John, I know you are a true professional who makes sure everything is done right. That's why it pains me to hear that copyists don't take this off your plate. I'm also replying for the benefit of everyone else reading this.

Software and paper sizes shouldn't be your problem. We just did orchestration and copying for some projects for live performance and recording in SE Asia. We had the composer put us in contact with the orchestra manager or librarian and we coordinated everything regarding printing from there. It would have been unprofessional of us to put that on the composer. That is why we are being paid. The composer hands off materials to us, and shouldn't have to worry about anything after that.


----------



## JohnG

JJP said:


> John, I know you are a true professional who makes sure everything is done right. That's why it pains me to hear that copyists don't take this off your plate. I'm also replying for the benefit of everyone else reading this.
> 
> Software and paper sizes shouldn't be your problem. We just did orchestration and copying for some projects for live performance and recording in SE Asia. We had the composer put us in contact with the orchestra manager or librarian and we coordinated everything regarding printing from there. It would have been unprofessional of us to put that on the composer. That is why we are being paid. The composer hands off materials to us, and shouldn't have to worry about anything after that.

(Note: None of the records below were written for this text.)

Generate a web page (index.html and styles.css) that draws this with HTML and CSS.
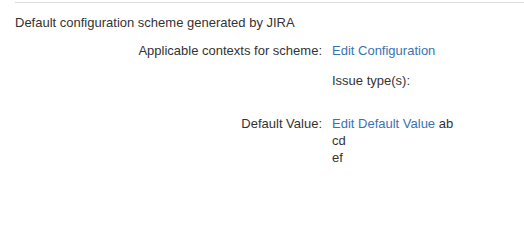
FILE: index.html
```html
<!DOCTYPE html>
<html>
<head>
<meta charset="utf-8">
<link rel="stylesheet" href="styles.css">
</head>
<body>
<div class="page">
  <div class="rule"></div>
  <p class="title">Default configuration scheme generated by JIRA</p>
  <div class="grid">
    <div class="label">Applicable contexts for scheme:</div>
    <div class="value">
      <a class="link" href="#">Edit Configuration</a>
      <div class="issue">Issue type(s):</div>
    </div>
    <div class="label row2">Default Value:</div>
    <div class="value row2"><a class="link" href="#">Edit Default Value</a> ab<br>cd<br>ef</div>
  </div>
</div>
</body>
</html>
```
FILE: styles.css
```css
html, body {
  margin: 0;
  padding: 0;
  background: #fff;
}
body {
  font-family: Arial, "Liberation Sans", sans-serif;
  font-size: 13px;
  line-height: 17px;
  color: #333;
}
.page {
  padding: 2px 0 0 15px;
}
.rule {
  border-top: 1px solid #dddddd;
}
.title {
  margin: 11px 0 0 0;
}
.grid {
  display: grid;
  grid-template-columns: 307px 1fr;
  column-gap: 10px;
  margin-top: 11px;
}
.label {
  text-align: right;
}
.link {
  color: #3b73af;
  text-decoration: none;
}
.issue {
  margin-top: 13px;
}
.row2 {
  margin-top: 26px;
}
```
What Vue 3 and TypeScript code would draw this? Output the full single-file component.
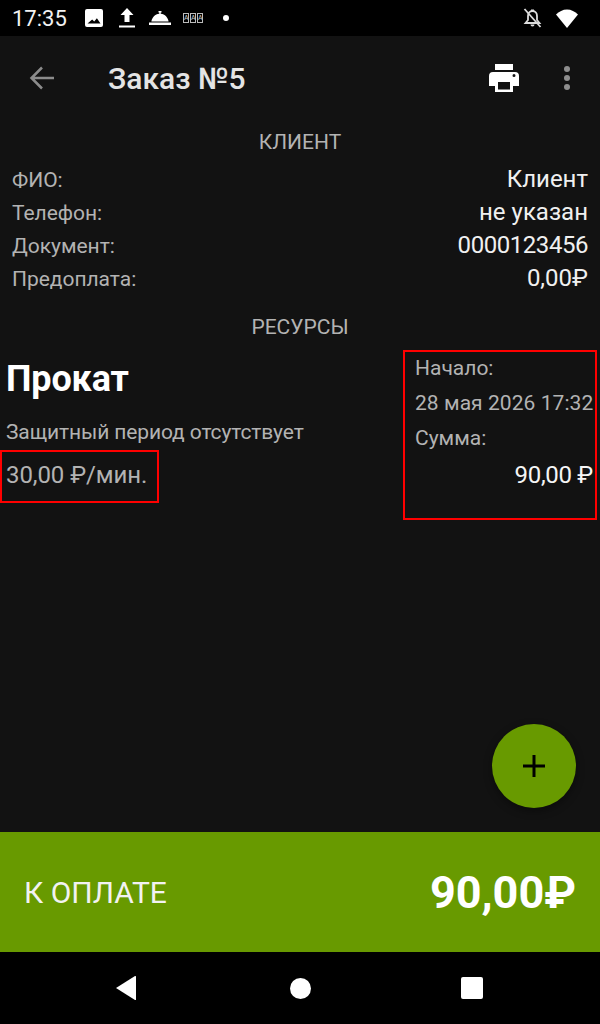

You are 100% right, as always!

Most of the time I wouldn't even review the orchestrations, let alone the copies. This is the rarest of opportunities -- a "real" symphony orchestra is recording seven pieces for a project I'm on. Regular performing orchestras, naturally, are accustomed to scores that have been around often for a hundred years or so, and they are perfect-ish. The kinds of vagaries that session players see in parts are unfamiliar and risk tilting their caps in a bad direction, so I've checked everything humanly possible.

But...
...they are rehearsing(!) And they are ludicrously good players, who know each other and play together all the time.

Apart from that there is almost four hours of additional music we'll be recording.

It's not infrequent for composers to say how honoured they are to be hired on jobs, but this one really _is_ an honour; it's a spectacular bull's-eye that hits a bunch of my interests and inclinations, musically and otherwise.

Consequently, as you might imagine, I am trying to avoid leaving anything to chance.


----------



## JJP

JohnG said:


> You are 100% right, as always!



I think that statement is 100% wrong and I'm confident 100% right about that. 😜


----------



## mducharme

JohnG said:


> Besides that, there have been some odd missing-in-action accidentals in Finale itself, when using transposing instruments, that I can't quite explain.



When I've encountered missing accidentals like this, it is usually because they are hidden somehow. You might need to run some kind of plugin in either Finale or Sibelius to restore the accidentals to their defaults (shown or hidden).


----------



## JohnG

mducharme said:


> When I've encountered missing accidentals like this, it is usually because they are hidden somehow. You might need to run some kind of plugin in either Finale or Sibelius to restore the accidentals to their defaults (shown or hidden).



You may be right but holy $#^#@ what a mess these programs are? I mean, every five minutes when something isn't working, if I go on Youtube or just do a search, the solution is this or that plugin.

*What's Wrong With You People???*

These are pretty expensive pieces of software that, at least in Finale's case, have been around over 25 years. 

It's ludicrous to have to squirrel around the internet and start downloading bits of code from who-knows-who to make basic functionality (like spacing of score elements) halfway decent. The menus make zero-zilch-no sense. Why not "articulations" or "dynamics" or "slurs and ties" as titles, instead of the goofy ones they have come up with? And why is it that expressions that people almost never use are right in the top of some of the menus, while really, really common items are nested???? 

I've been doing music a long time and it would be SO HANDY if they would JUST USE the terminology that is in common use among -- ahem -- musicians.


----------



## ptram

JohnG said:


> if they would JUST USE the terminology that is in common use among -- ahem -- musicians.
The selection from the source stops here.